"From the grillwork to the page," this is Borges at his best describing for you your own prison which you have imprisoned your self in by even contemplating the reading of Borges. What has even brought you to Borges; the keeper of the keys. Did others speak of him? Did Poe or Doyle inspire others to talk of him? Were other people throughout history contemplating the very prisons which Borges writes about?? Is life a prison from which the only escape is inevitable death and the existential, absurd plodding through a hellishly brilliant trap which is death itself with no hope for escape...
"The other one..." Here, Borges begins this piece by separating you the reader from he as the creator of your prison and as the one things "happen to." "Perhaps mechanically now" is Borges realization that in our world of forking paths there is only one choice and always with only one choice and one result there is no freedom. Freedom is an illusion and this is a fact. We are, in this sentence looking at an "entrance hall and the grillwork on the gate" and here you are left contemplating your entrance into Borges', life's, or God's prison because here Borges is just a professor in a list of professors. Suddenly, Borges gives you the keys, you become God or a professor of life or a potential prisoner contemplating your entrance into or escape from this prison or potential prison called life.
He then states the former things he likes to indulge in; "hourglasses, maps, eighteenth century typography, the taste of coffee {here he is challenging God; Kabbalistically El Aleph as a man, but God as a Universe; to blacken [like coffee] the bright celestial and solar sky, but I will not get into who the man is or why the challenge in this whole work is to me as well as God and why I have been contemplating suicide and why God and all people are challenging me to do it. I know Mary here (with red hair) and Borges knows my circumstances. It appears to be truly a paradox, but is there ever a paradox??}, and the prose of Stevenson." "But in a vain way that turns them into the attributes of an actor" describes, not Borges' vanity, but is another challenge to the reader to not be vain. At the same time he is saying that vanity is inescapable within the next sentence because ours is not a hostile relationship; I live, let myself go on living, so that Borges may contrive his literature, and this literature justifies me. He is also putting words into your mouth in his own vanity. Here you may accept his words by living or reject them by dying.
"It is no effort for me to confess that he has achieved some valid pages, but those pages cannot save me, perhaps because what is good belongs to no one, not even to him, but rather to language and to tradition. Here Borges has made an ethical mistake and a vain one. The only option he had to save our statement from vanity was the word 'perhaps." Here the prison of death is given, perhaps, an option.
Then he says for us {even God} we are destined to perish and only some instant of ourselves can survive in Borges. Here the reader {or readers} are brought philosophically into the idea that even in a perishable death chamber where everything is eventually extinct, we survive, but as humans with a finite existence, the memory of us only survives the longest time if we have gained notoriety similarly to the way he has through memorable acts or some other kind of captured form. Then he makes his statement that the human reader is giving everything over to him little by little even though {and you can realize here that by including God as a participant I have falsified Borges} in his perversity he falsifies and magnifies things.

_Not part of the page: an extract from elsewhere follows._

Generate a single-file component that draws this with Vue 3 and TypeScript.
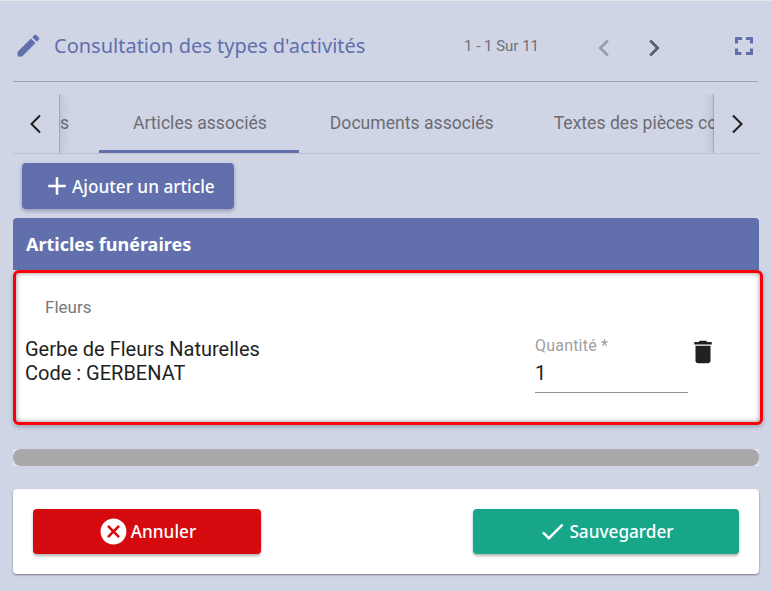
<script setup lang="ts">
const tabs = [
  { label: 'Articles associés', active: true },
  { label: 'Documents associés', active: false },
  { label: 'Textes des pièces complémentaires', active: false },
]
</script>

<template>
  <div class="page">
    <header class="head">
      <svg class="pencil" viewBox="0 0 24 24" width="29" height="29"><path d="M3 17.25V21h3.75L17.81 9.94l-3.75-3.75L3 17.25zM20.71 7.04a1 1 0 0 0 0-1.41l-2.34-2.34a1 1 0 0 0-1.41 0l-1.83 1.83 3.75 3.75 1.83-1.83z"/></svg>
      <h1 class="title">Consultation des types d'activités</h1>
      <span class="count">1 - 1 Sur 11</span>
      <svg class="pg first" viewBox="0 0 24 24" width="34" height="34"><path d="M15.41 7.41 14 6l-6 6 6 6 1.41-1.41L10.83 12z"/></svg>
      <svg class="pg" viewBox="0 0 24 24" width="34" height="34"><path d="M10 6 8.59 7.41 13.17 12l-4.58 4.59L10 18l6-6z"/></svg>
      <svg class="full" viewBox="5 5 14 14" width="18" height="18"><path d="M5 5h5.500v2.400H7.400V10H5zM13.500 5H19v5h-2.400V7.400h-3.100zM5 14h2.400v2.600H10V19H5zM16.600 14H19v5h-5.500v-2.400h3.100z"/></svg>
    </header>

    <nav class="tabs">
      <button class="arrow left">
        <svg viewBox="0 0 24 24" width="24" height="24"><path d="M16 3.500 7.500 12l8.500 8.500"/></svg>
      </button>
      <div class="scroller">
        <span class="clipped">es</span>
        <div v-for="t in tabs" :key="t.label" class="tab" :class="{ active: t.active }">{{ t.label }}</div>
      </div>
      <button class="arrow right">
        <svg viewBox="0 0 24 24" width="24" height="24"><path d="M8 3.500 16.500 12 8 20.500"/></svg>
      </button>
    </nav>

    <div class="actions">
      <button class="add">
        <svg viewBox="0 0 24 24" width="30" height="30"><path d="M19 13h-6v6h-2v-6H5v-2h6V5h2v6h6z"/></svg>
        <span>Ajouter un article</span>
      </button>
    </div>

    <section class="panel">
      <div class="panel-head">Articles funéraires</div>
      <div class="card">
        <div class="cat">Fleurs</div>
        <div class="row">
          <div class="name">Gerbe de Fleurs Naturelles<br />Code : GERBENAT</div>
          <div class="qty">
            <label>Quantité *</label>
            <div class="val">1</div>
          </div>
          <svg class="trash" viewBox="0 0 24 24" width="30" height="30"><path d="M6 19c0 1.100.9 2 2 2h8c1.100 0 2-.9 2-2V7H6v12zM19 4h-3.500l-1-1h-5l-1 1H5v2h14V4z"/></svg>
        </div>
      </div>
    </section>

    <div class="track"><div class="thumb"></div></div>

    <footer class="foot">
      <button class="btn cancel">
        <svg viewBox="0 0 24 24" width="31" height="31"><path d="M12 2a10 10 0 1 0 0 20 10 10 0 0 0 0-20zm5 13.590L15.590 17 12 13.410 8.410 17 7 15.590 10.590 12 7 8.410 8.410 7 12 10.590 15.590 7 17 8.410 13.410 12 17 15.590z"/></svg>
        <span>Annuler</span>
      </button>
      <button class="btn save">
        <svg viewBox="0 0 24 24" width="29" height="29"><path d="M9 16.170 4.830 12l-1.420 1.410L9 19 21 7l-1.410-1.410z"/></svg>
        <span>Sauvegarder</span>
      </button>
    </footer>
  </div>
</template>

<style>
html, body { margin: 0; background: #d0d5e6; }
</style>

<style scoped>
.page {
  width: 771px;
  height: 591px;
  box-sizing: border-box;
  background: #d0d5e6;
  border-top: 1px solid #e6e6e6;
  padding: 0 12px 0 13px;
  overflow: hidden;
  font-family: "Noto Sans", sans-serif;
}
button { border: 0; font: inherit; padding: 0; cursor: pointer; }

.head {
  height: 81px;
  box-sizing: border-box;
  display: flex;
  align-items: center;
  border-bottom: 1px solid #a3a3a8;
  padding-top: 9px;
  margin-right: 1px;
}
.pencil { fill: #6170ac; margin-left: 1px; }
.title {
  margin: 0 0 0 11px;
  font-size: 20px;
  font-weight: 400;
  color: #6170ac;
  flex: 1;
  white-space: nowrap;
}
.count { font: 15px Roboto, sans-serif; color: #6f7076; margin-right: 48px; }
.pg { fill: #5f6066; margin-top: 4px; }
.pg.first { fill: #9b9ea8; margin-right: 16px; }
.full { fill: #6170ac; margin-left: 64px; margin-right: 5px; }

.tabs {
  margin-top: 12px;
  height: 60px;
  box-sizing: border-box;
  display: flex;
  border-bottom: 1px solid #bec1d1;
}
.arrow {
  width: 46px;
  height: 59px;
  background: #d0d5e6;
  display: flex;
  align-items: center;
  justify-content: center;
  position: relative;
  z-index: 1;
  flex: none;
}
.arrow svg { fill: none; stroke: #1c1c1e; stroke-width: 2; }
.arrow.left {
  box-shadow: 1px 0 1px rgba(60, 60, 80, .22), 5px 0 8px rgba(60, 60, 80, .1);
  clip-path: inset(0 -14px 0 0);
}
.arrow.right {
  box-shadow: -1px 0 1px rgba(60, 60, 80, .22), -5px 0 8px rgba(60, 60, 80, .1);
  clip-path: inset(0 0 0 -14px);
  width: 45px;
}
.scroller {
  flex: 1;
  min-width: 0;
  display: flex;
  overflow: hidden;
  font: 17.6px Roboto, sans-serif;
  color: #6b6c72;
  white-space: nowrap;
}
.clipped { width: 40px; flex: none; direction: rtl; line-height: 58px; padding-right: 30px; box-sizing: border-box; }
.tab {
  flex: none;
  height: 59px;
  box-sizing: border-box;
  padding: 0 29px 0 31px;
  line-height: 58px;
}
.tab.active {
  padding: 0 32px 0 34px;
  border-bottom: 3px solid #6170ac;
}

.actions { padding: 9px; }
.add {
  height: 46px;
  width: 212px;
  padding-left: 20px;
  display: flex;
  align-items: center;
  background: #6170ac;
  color: #fff;
  border-radius: 4px;
  font-size: 17.2px;
  font-weight: 500;
  box-shadow: 0 2px 4px rgba(40, 40, 70, .35);
}
.add svg { fill: #fff; }

.panel-head {
  height: 52px;
  box-sizing: border-box;
  background: #6170ac;
  color: #fff;
  font-size: 18px;
  font-weight: 700;
  line-height: 52px;
  padding-left: 13px;
  border-radius: 4px 4px 0 0;
}
.card {
  height: 155px;
  margin-right: -4px;
  box-sizing: border-box;
  background: #fff;
  border: 3px solid #fb0007;
  border-radius: 6px;
  box-shadow: inset 0 0 5px rgba(0, 0, 0, .45), 0 2px 4px rgba(40, 40, 70, .3);
  padding: 24px 0 0 9px;
}
.cat {
  font: 17px/20px Roboto, sans-serif;
  color: #77777c;
  padding-left: 20px;
}
.row {
  display: flex;
  margin-top: 20px;
}
.name {
  font: 20px/24px Roboto, sans-serif;
  color: #1f1f22;
  width: 510px;
  white-space: nowrap;
}
.qty { width: 153px; margin-top: -1px; border-bottom: 1px solid #939393; height: 57px; box-sizing: border-box; }
.qty label { display: block; padding-top: 1px; font: 16px/18px Roboto, sans-serif; color: #a0a0a0; letter-spacing: .2px; }
.qty .val { font: 20px/24px Roboto, sans-serif; color: #1f1f22; margin-top: 6px; }
.trash { fill: #212121; }

.track {
  height: 17px;
  margin-top: 24px;
  background: #e4e6ee;
}
.thumb {
  height: 100%;
  border-radius: 8px;
  background: #a9a9a9;
}

.foot {
  margin-top: 23px;
  height: 85px;
  background: #fff;
  border-radius: 4px;
  box-shadow: 0 1px 2px rgba(40, 40, 60, .55);
  box-sizing: border-box;
  padding: 20px;
  display: flex;
  justify-content: space-between;
}
.btn {
  height: 45px;
  display: flex;
  align-items: center;
  justify-content: center;
  color: #fff;
  border-radius: 4px;
  font-size: 17.2px;
  font-weight: 500;
  box-shadow: 0 2px 3px rgba(0, 0, 0, .3);
}
.btn svg { fill: #fff; }
.cancel { width: 228px; background: #d40a0f; gap: 2px; }
.save { width: 266px; background: #18a689; gap: 2px; }
</style>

"Spinoza knew that all things long to persist in their being; the stone wants to be a stone and the tiger a tiger." Optional existence here, the longing to persist. Then Borges states that the reader will remain in Borges, not in himself {because death stalks you in his works}. (If it is true that I am someone), the challenge and personal insult is to someone who is no one unless they kill themselves for a potentially purposeless or purposeful cause. This also is a direct challenge to myself from Borges or Christ {lose your life and save it or save your life and lose it}, "but I recognize myself less in his books than in many others {including Kabbalah} or in the laborious strumming of a guitar." The monotonous movement of the astrological life machine we live in is real, physical, stellar, and this brings us back to the garden of forking paths where suicide for a cause becomes the only reality. "Years ago I tried to free myself from him and went from the mythologies of the suburbs to the games with time and infinity, but those games belong to Borges now and I shall have to imagine other things." Freedom from death or suicide?? Time, infinity belong to the man with the suicidal challenge {Scharlach? Borges? God through these?}.
And yet what belongs to myself. Borges is very Christian here.